STORED DATA
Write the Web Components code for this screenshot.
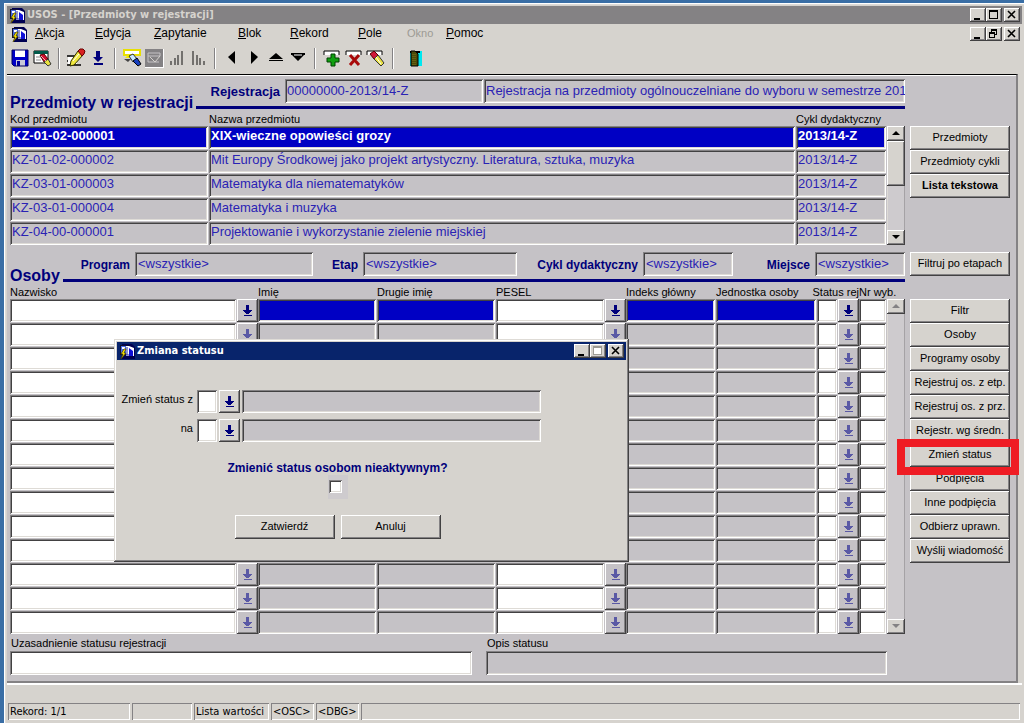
<!DOCTYPE html>
<html lang="pl">
<head>
<meta charset="utf-8">
<title>USOS - [Przedmioty w rejestracji]</title>
<style>
  html { height: 100%; }
  body {
    margin: 0; min-height: 100%; display: flex; background: #3a6ea5;
    font: 11px/14px "Liberation Sans", Arial, sans-serif; color: #000;
    --face: #d6d3ce; --panel: #c5c2c6; --navy: #00007b; --ink: #2a22b4; --pick: #0000c4;
    --ui: "DejaVu Sans Condensed", "DejaVu Sans", sans-serif;
  }
</style>
</head>
<body>
<usos-window></usos-window>

<script>
const SUNK = 'box-shadow: inset 1px 1px #848284, inset -1px -1px #fff, inset 2px 2px #424142, inset -2px -2px #dedbd6;';
const RAISED = 'box-shadow: inset -1px -1px #424142, inset 1px 1px #fff, inset -2px -2px #848284;';

const define = (name, render) => customElements.define(name, class extends HTMLElement {
  connectedCallback() {
    if (this.shadowRoot) return;
    this.attachShadow({ mode: 'open' }).innerHTML =
      '<style>*{box-sizing:border-box} :host{display:block;box-sizing:border-box} button{font:inherit;color:inherit;margin:0;padding:0;border:0;background:none} svg{display:block}</style>' + render(this);
  }
});
const attr = (el, n, d = '') => el.getAttribute(n) ?? d;

/* application glyph: a form window with a lightning bolt */
define('app-icon', () => `
  <style>:host{width:17px;height:17px;flex:none}</style>
  <svg width="17" height="17" viewBox="0 0 17 17" aria-hidden="true">
    <path d="M3 1h10l3 3v12H3z" fill="#000052"/><path d="M1 2h8v10H1z" fill="#101030"/>
    <path d="M2 3h6v8H2z" fill="#4a6ae0"/><path d="M7 3h3l5 2v8H7z" fill="#fff"/>
    <path d="M10 5l4 3v5h-4z" fill="#1010d8"/><path d="M8 4v8M7 12h3" stroke="#2028a0"/>
    <path d="M3 4h3v2H3z" fill="#fff"/>
    <path d="M5 6 2 11h2l-2 5 5-6H5l2-4z" fill="#ffe800" stroke="#403800" stroke-width=".7"/>
  </svg>`);

const CTRL = {
  min: ['Minimalizuj', '<path d="M4 10h6v2H4z" fill="#000"/>'],
  max: ['Maksymalizuj', '<path d="M3 2h9v9H3z M4 4v6h7V4z" fill="#000" fill-rule="evenodd"/>'],
  maxoff: ['Maksymalizuj', '<path d="M4 3h8v8H4z" fill="#fff"/><path d="M3 2h9v9H3z M4 4v6h7V4z" fill="#9c9a94" fill-rule="evenodd"/>'],
  restore: ['Przywróć', '<path d="M5 2h6v6H9V7h1V4H6v1H5z M3 5h6v6H3z M4 7v3h4V7z" fill="#000" fill-rule="evenodd"/>'],
  close: ['Zamknij', '<path d="M4 3l7 7M11 3l-7 7" stroke="#000" stroke-width="1.6"/>']
};
define('window-controls', el => `
  <style>:host{display:flex;flex:none} button{width:16px;height:14px;background:var(--face);${RAISED}} button:last-child{margin-left:2px}</style>
  ${attr(el, 'kinds').split(' ').map(k => `<button type="button" aria-label="${CTRL[k][0]}"><svg width="16" height="14" viewBox="0 0 16 14">${CTRL[k][1]}</svg></button>`).join('')}`);

define('title-bar', el => `
  <style>
    :host{display:flex;align-items:center;height:18px;padding:0 2px;gap:1px;background:var(--bar,#848284);color:var(--bar-ink,#d6d3ce)}
    h1{margin:0;flex:1;font:bold 11px/16px var(--ui);white-space:nowrap}
  </style>
  <app-icon></app-icon><h1>${attr(el, 'text')}</h1><window-controls kinds="${attr(el, 'kinds')}"></window-controls>`);

define('menu-bar', () => `
  <style>
    :host{display:flex;align-items:center;height:20px;padding:0 2px 0 4px}
    nav{flex:1;display:grid;grid-template-columns:60px 59px 84px 52px 68px 49px 39px auto;margin-left:7px;font-size:12px;line-height:18px;padding-bottom:2px}
    button{text-align:left;justify-self:start} button:disabled{color:#9c9a94;font-size:11px}
  </style>
  <app-icon></app-icon>
  <nav>${['Akcja', 'Edycja', 'Zapytanie', 'Blok', 'Rekord', 'Pole', 'Okno', 'Pomoc'].map(t =>
    t === 'Okno' ? `<button type="button" disabled>${t}</button>` : `<button type="button"><u>${t[0]}</u>${t.slice(1)}</button>`).join('')}</nav>
  <window-controls kinds="min restore close"></window-controls>`);

const TOOLS = {
  save: ['Zapisz', '<path d="M2 2h16v16H4l-2-2z" fill="#0000c8"/><path d="M5 2h10v7H5z" fill="#fff"/><path d="M6 12h9v6H6z" fill="#c8c8d8"/><path d="M7 13h3v5H7z" fill="#0000a0"/><path d="M2 2h16v16H4l-2-2z" fill="none" stroke="#000060"/>'],
  clear: ['Wyczyść formularz', '<path d="M2 3h14v12H2z" fill="#fff" stroke="#000"/><path d="M2 3h14v3H2z" fill="#005a4a"/><path d="M4 9h8M4 12h5" stroke="#888"/><path d="M8 7l4-1 4 5-4 3z" fill="#d01030" stroke="#500"/><path d="M12 14l4-3 3 5-3 2z" fill="#e8e040" stroke="#333"/><path d="M9 8l5 5" stroke="#f8b0b8"/>'],
  edit: ['Edytuj', '<path d="M1 8h9M1 17h14M1 13h4" stroke="#000" stroke-width="1.5"/><path d="M2 9h9v7H2z" fill="#fff"/><path d="M12 3l5 4-9 10-4 1 1-5z" fill="#f0e840" stroke="#303000"/><path d="M12 3l2-2h3l2 2-1 3-2 2z" fill="#d82020" stroke="#600"/><path d="M7 13l6-7" stroke="#fff"/>'],
  list: ['Lista wartości', '<path d="M8 3h4v6h3l-5 5-5-5h3zM6 15h9v2H6z" fill="#00007b"/>'],
  query: ['Wprowadź zapytanie', '<path d="M2 2h16v5H2z" fill="#fff" stroke="#e8e000" stroke-width="2"/><path d="M2 11h7l-3 3z" fill="#444"/><path d="M3 10h6l-1-3h-2" fill="#f0e800"/><path d="M7 8l4-2 4 5-4 3z" fill="#c8e8ff" stroke="#333"/><path d="M11 13l4-3 4 6-3 2z" fill="#1840c0" stroke="#000"/>'],
  run: ['Wykonaj zapytanie', '<path d="M1 1h19v19H1z" fill="#fff"/><path d="M1 1h18v18H1z" fill="#848284"/><path d="M4 5h12v3H4zM4 8v6h11" fill="none" stroke="#c6c3c6"/><path d="M6 9l5 5 5-6" fill="none" stroke="#d6d3ce"/>', 1],
  asc: ['Sortuj rosnąco', '<path d="M5 13v4M9 10v7M12 7v10M16 3v14" stroke="#73716e" stroke-width="2"/>', 1],
  desc: ['Sortuj malejąco', '<path d="M5 3v14M9 7v10M12 10v7M16 13v4" stroke="#73716e" stroke-width="2"/>', 1],
  prevb: ['Poprzedni blok', '<path d="M13 3v13L6 9z" fill="#000"/>'],
  nextb: ['Następny blok', '<path d="M7 3v13l7-7z" fill="#000"/>'],
  prev: ['Poprzedni rekord', '<path d="M3 11h14l-7-6zM3 12h14v1H3z" fill="#000"/>'],
  next: ['Następny rekord', '<path d="M3 5h14v2h-1l-6 6-6-6H3z" fill="#000"/><path d="M6 7h8" stroke="#fff"/>'],
  add: ['Wstaw rekord', '<path d="M2 3h15v4H2z" fill="#fff"/><path d="M2 7V3h15v4" fill="none" stroke="#000"/><path d="M9 6h4v4h4v4h-4v4H9v-4H5v-4h4z" fill="#10a010" stroke="#004000"/>'],
  del: ['Usuń rekord', '<path d="M2 3h15v4H2z" fill="#fff"/><path d="M2 7V3h15v4" fill="none" stroke="#000"/><path d="M6 7l9 10M15 7L6 17" stroke="#a80808" stroke-width="3"/>'],
  wipe: ['Wyczyść rekord', '<path d="M1 3h15v4H1z" fill="#fff"/><path d="M1 7V3h15v4" fill="none" stroke="#000"/><path d="M4 6l4-3 4 4-4 4z" fill="#d01838" stroke="#500"/><path d="M8 11l4-4 6 8-3 3z" fill="#e8e040" stroke="#333"/><path d="M10 9l5 7" stroke="#fff"/>'],
  exit: ['Wyjście', '<path d="M4 3h12v15H4z" fill="#00e8f0"/><path d="M4 3h10v2H4z" fill="#000"/><path d="M5 3h4l3 3v12H5z" fill="#4a4a08" stroke="#000"/><path d="M7 6v12M9 6v12" stroke="#807820" stroke-dasharray="1 1"/>']
};
define('tool-bar', el => `
  <style>
    :host{display:flex;align-items:center;height:30px;padding:0 0 2px 2px}
    div{display:flex} button{width:22px;height:22px;display:grid;place-items:center}
    i{width:2px;height:21px;margin:0 5px;background:#848284;border-right:1px solid #fff}
    div:last-child{padding-left:6px}
  </style>
  ${[['save', 'clear'], ['edit', 'list'], ['query', 'run', 'asc', 'desc'], ['prevb', 'nextb', 'prev', 'next'], ['add', 'del', 'wipe'], ['exit']]
    .map(g => `<div>${g.map(k => `<button type="button" aria-label="${TOOLS[k][0]}"${TOOLS[k][2] ? ' disabled' : ''}><svg width="20" height="20" viewBox="0 0 20 20">${TOOLS[k][1]}</svg></button>`).join('')}</div>`).join('<i></i>')}`);

define('push-button', el => `
  <style>
    :host{position:relative}
    button{display:block;width:100%;height:24px;padding-bottom:2px;background:var(--face);${RAISED}}
    :host([strong]) button{font-weight:bold}
    :host([marked])::after{content:"";position:absolute;z-index:1;inset:-4px -9px -8px -13px;border:8px solid #ef1c24}
  </style><button type="button"><slot></slot></button>`);

define('lov-button', el => `
  <style>
    button{display:grid;place-items:center;width:21px;height:100%;min-height:23px;background:var(--lov,var(--panel));${RAISED} fill:var(--navy)}
    :host([off]) svg{fill:#5a59a5}
  </style><button type="button" aria-label="Lista wartości"><svg width="9" height="12" viewBox="0 0 9 12" shape-rendering="crispEdges"><path d="M3 0h3v5h3v1H8v1H7v1H6v1H3V8H2V7H1V6H0V5h3zM1 10h8v1H1z"/></svg></button>`);

define('scroll-bar', el => `
  <style>
    :host{display:flex;flex-direction:column;width:18px;background:#cecbce;box-shadow:inset 1px 0 #dedbd6,inset -1px 0 #a5a2a5}
    button{width:18px;height:15px;background:var(--face);display:grid;place-items:center;${RAISED}}
    div{flex:1} b{display:block;height:45px;background:var(--face);${RAISED}}
    svg{fill:#000} :host([off]) svg{fill:#848284}
  </style>
  <button type="button" aria-label="W górę"><svg width="8" height="5" viewBox="0 0 8 5"><path d="M0 4h8L4 0z"/></svg></button>
  <div>${el.hasAttribute('off') ? '' : '<b></b>'}</div>
  <button type="button" aria-label="W dół"><svg width="8" height="5" viewBox="0 0 8 5"><path d="M0 0h8L4 4z"/></svg></button>`);

define('form-field', el => `
  <style>
    :host{display:flex;gap:5px;align-items:center;justify-content:flex-end}
    label{font-weight:bold;color:var(--navy);font-size:12px;white-space:nowrap;padding-top:2px}
    :host([big]) label{font-size:13px}
    input{width:var(--w,100%);height:24px;min-width:0;border:0;border-radius:0;margin:0;padding:0 2px 2px 3px;background:var(--panel);color:var(--ink);font:13px/18px "Liberation Sans",Arial,sans-serif;${SUNK}}
    :host([big]) input{padding:0 0 2px 2px}
    :host([stack]){flex-direction:column;align-items:stretch;gap:1px}
    :host([stack]) label{font-size:11px;font-weight:normal;color:#000;padding:0 1px}
    :host([white]) input{background:#fff}
  </style>
  ${attr(el, 'label') ? `<label for="f">${attr(el, 'label')}</label>` : ''}<input id="f" value="${attr(el, 'value')}" ${attr(el, 'label') ? '' : 'aria-label="Opis rejestracji"'} ${el.hasAttribute('white') ? '' : 'readonly'}>`);

define('section-title', () => `
  <style>
    :host{display:flex;align-items:flex-end;gap:3px;margin-top:-9px}
    h2{margin:0;font-size:16px;line-height:18px;color:var(--navy)}
    i{flex:1;height:3px;margin-bottom:3px;background:var(--navy)}
  </style><h2><slot></slot></h2><i></i>`);

const TABLE = `
  :host{display:flex;min-width:0}
  table{flex:1;min-width:0;table-layout:fixed;border-collapse:collapse;width:100%}
  th{height:14px;padding:0;font-weight:normal;text-align:left;white-space:nowrap;line-height:14px}
  td{height:24px;padding:0 1px 1px 0}
  scroll-bar{margin:14px 0 1px}`;

define('course-table', () => `
  <style>${TABLE}
    td>div{height:23px;padding-left:2px;font-size:13px;line-height:20px;color:var(--ink);white-space:nowrap;overflow:hidden;${SUNK}}
    tr[aria-selected] div{background:var(--pick);color:#fff;font-weight:bold}
  </style>
  <table><colgroup><col style="width:199px"><col><col style="width:91px"></colgroup>
  <thead><tr><th>Kod przedmiotu</th><th>Nazwa przedmiotu</th><th>Cykl dydaktyczny</th></tr></thead>
  <tbody>${[
    ['KZ-01-02-000001', 'XIX-wieczne opowieści grozy'],
    ['KZ-01-02-000002', 'Mit Europy Środkowej jako projekt artystyczny. Literatura, sztuka, muzyka'],
    ['KZ-03-01-000003', 'Matematyka dla niematematyków'],
    ['KZ-03-01-000004', 'Matematyka i muzyka'],
    ['KZ-04-00-000001', 'Projektowanie i wykorzystanie zielenie miejskiej']
  ].map((r, i) => `<tr${i ? '' : ' aria-selected="true"'}>${[...r, '2013/14-Z'].map(c => `<td><div>${c}</div></td>`).join('')}</tr>`).join('')}</tbody></table>
  <scroll-bar></scroll-bar>`);

const PERSON = [
  ['Nazwisko', 'w'], ['', 'l'], ['Imię', 'g'], ['Drugie imię', 'g'], ['PESEL', 'w'], ['', 'l'],
  ['Indeks główny', 'g'], ['Jednostka osoby', 'g'], ['Status rej', 'w'], ['', 'l'], ['Nr wyb.', 'w']
];
define('people-table', () => `
  <style>${TABLE}
    input{display:block;width:100%;height:23px;border:0;border-radius:0;margin:0;padding:0 3px;font:inherit;background:#fff;${SUNK}}
    input[readonly]{background:var(--panel)}
    tr:first-child input[readonly]{background:var(--pick)}
    .end{display:flex;justify-content:flex-end}
  </style>
  <table><colgroup><col>${[21, 119, 119, 109, 21, 90, 101, 21, 21, 28].map(w => `<col style="width:${w}px">`).join('')}</colgroup>
  <thead><tr>${PERSON.map(([t], i) => i === 8 ? `<th colspan="2"><div class="end">${t}</div></th>` : i === 9 ? '' : `<th>${t}</th>`).join('')}</tr></thead>
  <tbody>${Array.from({ length: 14 }, (_, r) => `<tr>${PERSON.map(([t, k]) =>
    k === 'l' ? `<td><lov-button${r ? ' off' : ''}></lov-button></td>` : `<td><input aria-label="${t}"${k === 'g' ? ' readonly' : ''}></td>`).join('')}</tr>`).join('')}</tbody></table>
  <scroll-bar off></scroll-bar>`);

define('status-dialog', () => `
  <style>
    :host{background:var(--face);padding:3px;width:515px;--bar:#08246b;--bar-ink:#fff;box-shadow:inset -1px -1px #424142,inset 1px 1px #dedbd6,inset -2px -2px #848284,inset 2px 2px #fff}
    form{display:flex;flex-direction:column;align-items:center;padding:30px 0 20px}
    .row{display:grid;grid-template-columns:78px 20px 21px 299px;gap:2px;align-self:flex-start;margin-bottom:6px;--lov:var(--face)}
    .row label{text-align:right;padding:2px 2px 0 0;white-space:nowrap}
    .row input{width:100%;height:23px;border:0;border-radius:0;margin:0;padding:0 2px;background:#fff;${SUNK}}
    .row input[readonly]{background:var(--panel)}
    .center{display:flex;flex-direction:column;align-items:center;padding-right:68px}
    .ask{font-weight:bold;color:var(--navy);font-size:12px;margin-top:13px;line-height:14px}
    .tick{width:20px;height:24px;padding:5px 0 0 1px;background:#cecbce}
    .tick input{appearance:none;display:block;margin:0;width:13px;height:13px;background:#fff;${SUNK}}
    .btns{display:grid;grid-template-columns:100px 100px;gap:6px;margin-top:16px}
  </style>
  <title-bar text="Zmiana statusu" kinds="min maxoff close"></title-bar>
  <form>
    <div class="row"><label for="a">Zmień status z</label><input id="a"><lov-button></lov-button><input readonly aria-label="Opis statusu początkowego"></div>
    <div class="row"><label for="b">na</label><input id="b"><lov-button></lov-button><input readonly aria-label="Opis statusu docelowego"></div>
    <div class="center">
      <label class="ask" for="c">Zmienić status osobom nieaktywnym?</label>
      <span class="tick"><input id="c" type="checkbox"></span>
      <div class="btns"><push-button>Zatwierdź</push-button><push-button>Anuluj</push-button></div>
    </div>
  </form>`);

define('status-bar', () => `
  <style>
    :host{background:var(--face);padding:18px 2px 3px 1px;border-top:2px solid #fff;border-bottom:1px solid #848284}
    div{display:grid;grid-template-columns:122px 60px 75px 43px 43px 1fr;gap:2px}
    span{height:17px;padding-left:2px;font:11px/17px var(--ui);white-space:nowrap;overflow:hidden;box-shadow:inset 1px 1px #848284,inset -1px -1px #fff}
  </style>
  <div role="status"><span>Rekord: 1/1</span><span></span><span>Lista wartości</span><span>&lt;OSC&gt;</span><span>&lt;DBG&gt;</span><span></span></div>`);

define('usos-window', () => `
  <style>
    :host{position:relative;flex:1;display:flex;flex-direction:column;margin:3px 0 0 4px;padding:3px 2px 0 3px;background:var(--face);box-shadow:inset 1px 1px #fff,inset 2px 2px #dedbd6}
    main{position:relative;flex:1;background:var(--panel);margin-right:4px;padding:4px 6px 6px 3px;border-top:1px solid #000;border-right:2px solid #848284;border-bottom:2px solid #848284;box-shadow:inset 0 1px #fff}
    .band{display:grid;grid-template-columns:minmax(0,1fr) 100px;column-gap:5px}
    .band+.band{margin-top:6px}
    .reg{display:grid;grid-template-columns:473px minmax(0,1fr);column-gap:1px}
    .reg form-field:first-child{--w:198px}
    .side{padding-top:47px}
    .actions{padding-top:23px}
    .filters{display:grid;grid-template-columns:303fr 204fr 216fr 172fr}
    .filters form-field{--w:90px} .filters .p{--w:178px} .filters .e{--w:154px}
    .notes{display:grid;grid-template-columns:462fr 401fr 4px;column-gap:14px;padding-top:1px}
    status-dialog{position:absolute;left:107px;top:264px;z-index:2}
  </style>
  <title-bar text="USOS - [Przedmioty w rejestracji]" kinds="min max close"></title-bar>
  <menu-bar></menu-bar>
  <tool-bar></tool-bar>
  <main>
    <section class="band">
      <div>
        <div class="reg"><form-field big label="Rejestracja" value="00000000-2013/14-Z"></form-field><form-field big value="Rejestracja na przedmioty ogólnouczelniane do wyboru w semestrze 201"></form-field></div>
        <section-title>Przedmioty w rejestracji</section-title>
        <course-table></course-table>
      </div>
      <div class="side"><push-button>Przedmioty</push-button><push-button>Przedmioty cykli</push-button><push-button strong>Lista tekstowa</push-button></div>
    </section>
    <section class="band">
      <div>
        <div class="filters"><form-field class="p" label="Program" value="&lt;wszystkie&gt;"></form-field><form-field class="e" label="Etap" value="&lt;wszystkie&gt;"></form-field><form-field label="Cykl dydaktyczny" value="&lt;wszystkie&gt;"></form-field><form-field label="Miejsce" value="&lt;wszystkie&gt;"></form-field></div>
        <section-title>Osoby</section-title>
        <people-table></people-table>
        <div class="notes"><form-field stack white label="Uzasadnienie statusu rejestracji"></form-field><form-field stack label="Opis statusu"></form-field></div>
      </div>
      <div>
        <push-button>Filtruj po etapach</push-button>
        <div class="actions"><push-button>Filtr</push-button><push-button>Osoby</push-button><push-button>Programy osoby</push-button><push-button>Rejestruj os. z etp.</push-button><push-button>Rejestruj os. z prz.</push-button><push-button>Rejestr. wg średn.</push-button><push-button marked>Zmień status</push-button><push-button>Podpięcia</push-button><push-button>Inne podpięcia</push-button><push-button>Odbierz uprawn.</push-button><push-button>Wyślij wiadomość</push-button></div>
      </div>
    </section>
    <status-dialog></status-dialog>
  </main>
  <status-bar></status-bar>`);
</script>
</body>
</html>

PROBLEM TO SOLVE
From the first line above down to the line with "<usos-window></usos-window>", reproduce every line and no others, omitting pictures.

ANSWER FOR THIS EXERCISE
Write the Web Components code for this screenshot.
<!DOCTYPE html>
<html lang="pl">
<head>
<meta charset="utf-8">
<title>USOS - [Przedmioty w rejestracji]</title>
<style>
  html { height: 100%; }
  body {
    margin: 0; min-height: 100%; display: flex; background: #3a6ea5;
    font: 11px/14px "Liberation Sans", Arial, sans-serif; color: #000;
    --face: #d6d3ce; --panel: #c5c2c6; --navy: #00007b; --ink: #2a22b4; --pick: #0000c4;
    --ui: "DejaVu Sans Condensed", "DejaVu Sans", sans-serif;
  }
</style>
</head>
<body>
<usos-window></usos-window>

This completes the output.